December 23, 2006: The U.S. Navy is buying another fifty ATFLIR targeting pods, for $3.2 million each. These new targeting pods that are radically changing the way warplanes find and attack ground targets. ATFLIR is similar to the air force is installing Sniper XR pods. The pods contain FLIR (video quality night vision infrared radar) and TV cameras that enable pilots flying at 20,000 feet to clearly make out what is going on down there. The pods also contain laser designators for laser guided bombs, and laser range finders that enable pilots to get coordinates for JDAM (GPS guided) bombs. Safely outside the range of most anti-aircraft fire (five kilometers up, and up to fifty kilometers away), pilots can literally see the progress of ground fighting, and have even been acting as aerial observers for ground forces. These new capabilities also enable pilots to more easily find targets themselves, and hit them with highly accurate laser guided or JDAM bombs. While bombers still get target information from ground controllers for close (to friendly troops) air support, they can now go searching on their own, in areas where there are no friendly ground troops. For Special Forces teams, the new pods are very useful, for the teams often operate deep in hostile territory, and they can use the bombers overhead to hit designated targets, but also ask the warplanes to look elsewhere in the vicinity, in areas the Special Forces troops cannot see, but where they suspect enemy troops are.

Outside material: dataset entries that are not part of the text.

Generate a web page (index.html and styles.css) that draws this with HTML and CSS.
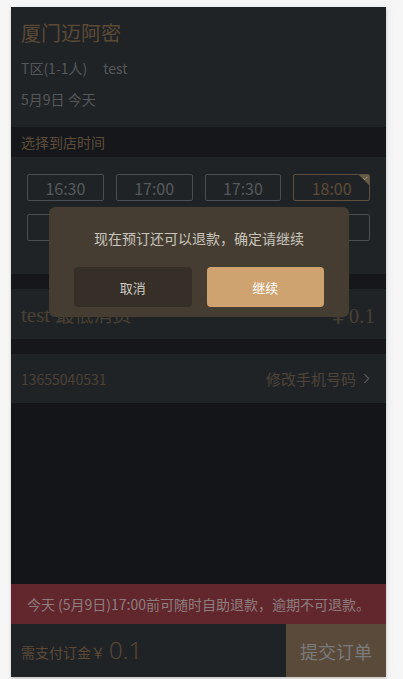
FILE: index.html
```html
<!DOCTYPE html>
<html lang="zh">
<head>
<meta charset="utf-8">
<link rel="stylesheet" href="styles.css">
</head>
<body>
<div class="frame">
  <header class="shop">
    <div class="shop-name">厦门迈阿密</div>
    <div class="shop-line">T区(1-1人)<span class="table-name">test</span></div>
    <div class="shop-line">5月9日 今天</div>
  </header>
  <div class="label-bar">选择到店时间</div>
  <section class="slots">
    <div class="slot">16:30</div>
    <div class="slot">17:00</div>
    <div class="slot">17:30</div>
    <div class="slot selected">18:00<span class="corner"><svg viewBox="0 0 10 10" width="10" height="10"><path d="M0 0H10V10Z" fill="#6b5a43"/><path d="M4.3 3.2L5.8 4.6L8.6 1.7" fill="none" stroke="#9a9a9a" stroke-width="1"/></svg></span></div>
    <div class="slot"></div>
    <div class="slot"></div>
    <div class="slot"></div>
    <div class="slot"></div>
  </section>
  <div class="gap"></div>
  <div class="item-row">
    <span class="serif">test <span class="cjk">最低消费</span></span>
    <span class="serif">￥0.1</span>
  </div>
  <div class="gap"></div>
  <div class="phone-row">
    <span>13655040531</span>
    <span class="edit">修改手机号码 <svg class="chev" viewBox="0 0 8 12" width="7" height="11"><path d="M1.5 1L6.5 6L1.5 11" fill="none" stroke="#55585b" stroke-width="1.4"/></svg></span>
  </div>
  <div class="filler"></div>
  <div class="notice">今天 (5月9日)17:00前可随时自助退款，逾期不可退款。</div>
  <footer class="pay-bar">
    <div class="pay-info"><span class="pay-label">需支付订金￥</span><span class="pay-amount">0.1</span></div>
    <div class="submit">提交订单</div>
  </footer>

  <div class="modal">
    <div class="modal-text">现在预订还可以退款，确定请继续</div>
    <div class="modal-actions">
      <div class="btn cancel">取消</div>
      <div class="btn ok">继续</div>
    </div>
  </div>
</div>
</body>
</html>
```

FILE: styles.css
```css
html, body {
  margin: 0;
  padding: 0;
}
body {
  background: #f6f6f6;
  font-family: "Noto Sans CJK SC", "Noto Sans", sans-serif;
  height: 679px;
  overflow: hidden;
}
.frame {
  position: relative;
  margin: 7px 0 0 11px;
  width: 375px;
  height: 670px;
  background: #131518;
  display: flex;
  flex-direction: column;
  box-shadow: 0 2px 3px rgba(0,0,0,0.18), 3px 0 8px rgba(0,0,0,0.04);
}
.shop {
  background: #202326;
  padding: 12px 10px 18px;
  height: 120px;
  box-sizing: border-box;
}
.shop-name {
  font-size: 20px;
  line-height: 28px;
  color: #5b4a35;
}
.shop-line {
  margin-top: 11px;
  font-size: 14px;
  line-height: 20px;
  color: #55585b;
}
.table-name {
  margin-left: 16px;
}
.label-bar {
  height: 30px;
  line-height: 30px;
  padding: 0 10px;
  font-size: 14px;
  color: #5c4d3a;
  background: #15171a;
}
.slots {
  background: #202326;
  padding: 17px 16px 0;
  height: 117px;
  box-sizing: border-box;
  display: grid;
  grid-template-columns: repeat(4, 1fr);
  grid-auto-rows: 27px;
  gap: 13px 12px;
}
.slot {
  position: relative;
  border: 1px solid #4b4e51;
  border-radius: 2px;
  color: #56595c;
  font-size: 16px;
  display: flex;
  align-items: center;
  justify-content: center;
  box-sizing: border-box;
}
.slot.selected {
  border-color: #5f5040;
  color: #5c4b37;
}
.corner {
  position: absolute;
  top: 0;
  right: 0;
  width: 10px;
  height: 10px;
  line-height: 0;
}
.gap {
  height: 15px;
  background: #15171a;
}
.item-row {
  height: 50px;
  background: #202326;
  padding: 0 11px 0 10px;
  display: flex;
  align-items: center;
  justify-content: space-between;
  color: #4a4034;
  font-size: 21px;
}
.serif {
  font-family: "Liberation Serif", "Noto Sans CJK SC", serif;
}
.cjk {
  font-family: "Noto Sans CJK SC", sans-serif;
  font-size: 19px;
}
.phone-row {
  height: 49px;
  background: #202326;
  padding: 0 16px 0 10px;
  display: flex;
  align-items: center;
  justify-content: space-between;
  font-size: 14px;
  color: #4b4136;
}
.edit {
  display: flex;
  align-items: center;
  gap: 7px;
  font-size: 15px;
  color: #4e4439;
}
.filler {
  flex: 1;
  background: #131518;
}
.notice {
  height: 40px;
  background: #62272c;
  color: #8e7d7f;
  font-size: 14px;
  display: flex;
  align-items: center;
  justify-content: center;
}
.pay-bar {
  height: 53px;
  display: flex;
  background: #202326;
}
.pay-info {
  flex: 1;
  display: flex;
  align-items: center;
  padding-left: 10px;
  color: #5b4a37;
}
.pay-label {
  font-size: 14px;
  margin-top: 3px;
}
.pay-amount {
  font-size: 24px;
  font-family: "Open Sans", "Noto Sans", sans-serif;
  font-weight: 300;
  margin-left: 4px;
  margin-top: -3px;
}
.submit {
  width: 100px;
  background: #5a4a3a;
  color: #7b7b7b;
  font-size: 18px;
  display: flex;
  align-items: center;
  justify-content: center;
}
.modal {
  position: absolute;
  left: 38px;
  top: 200px;
  width: 300px;
  height: 110px;
  box-sizing: border-box;
  background: #453d32;
  border-radius: 6px;
  padding: 21px 25px 10px;
  display: flex;
  flex-direction: column;
}
.modal-text {
  font-size: 14px;
  line-height: 20px;
  color: #c9c5bd;
  text-align: center;
}
.modal-actions {
  margin-top: auto;
  display: flex;
  gap: 15px;
}
.btn {
  flex: 1;
  height: 40px;
  border-radius: 4px;
  font-size: 13px;
  display: flex;
  align-items: center;
  justify-content: center;
}
.cancel {
  background: #352f28;
  color: #cfcbc5;
}
.ok {
  background: #cfa36f;
  color: #ffffff;
}
```
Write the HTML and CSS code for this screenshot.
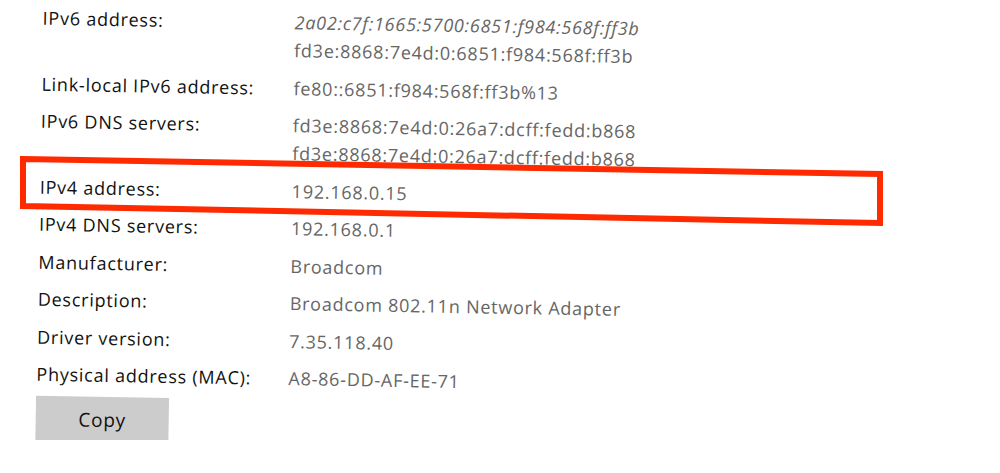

The first such targeting pods were used in the 1991 Gulf War. Those LANTRIN pods had, by current standards, poor camera resolution for the pilots looking at what's down there. But over ten years of technological progress have given the pilots a much sharper vision of what's on the ground. Pilots can make out if people below are carrying weapons, and can see, in great detail, any buildings and fortifications below. The next step is the installation of digital data links, which enable the pilots to share the images with troops on the ground, other aircraft, or someone pack in the Pentagon. These links have already been installed in some aircraft, and in the next few years, all aircraft with the pods will have the data links. More troops on the ground are getting equipment for catching this data, and displaying the pictures and videos on laptops or PDAs or militarized cell phones. This is all part of the "digital battlefield" project that is installing what is, literally, a battlefield Internet.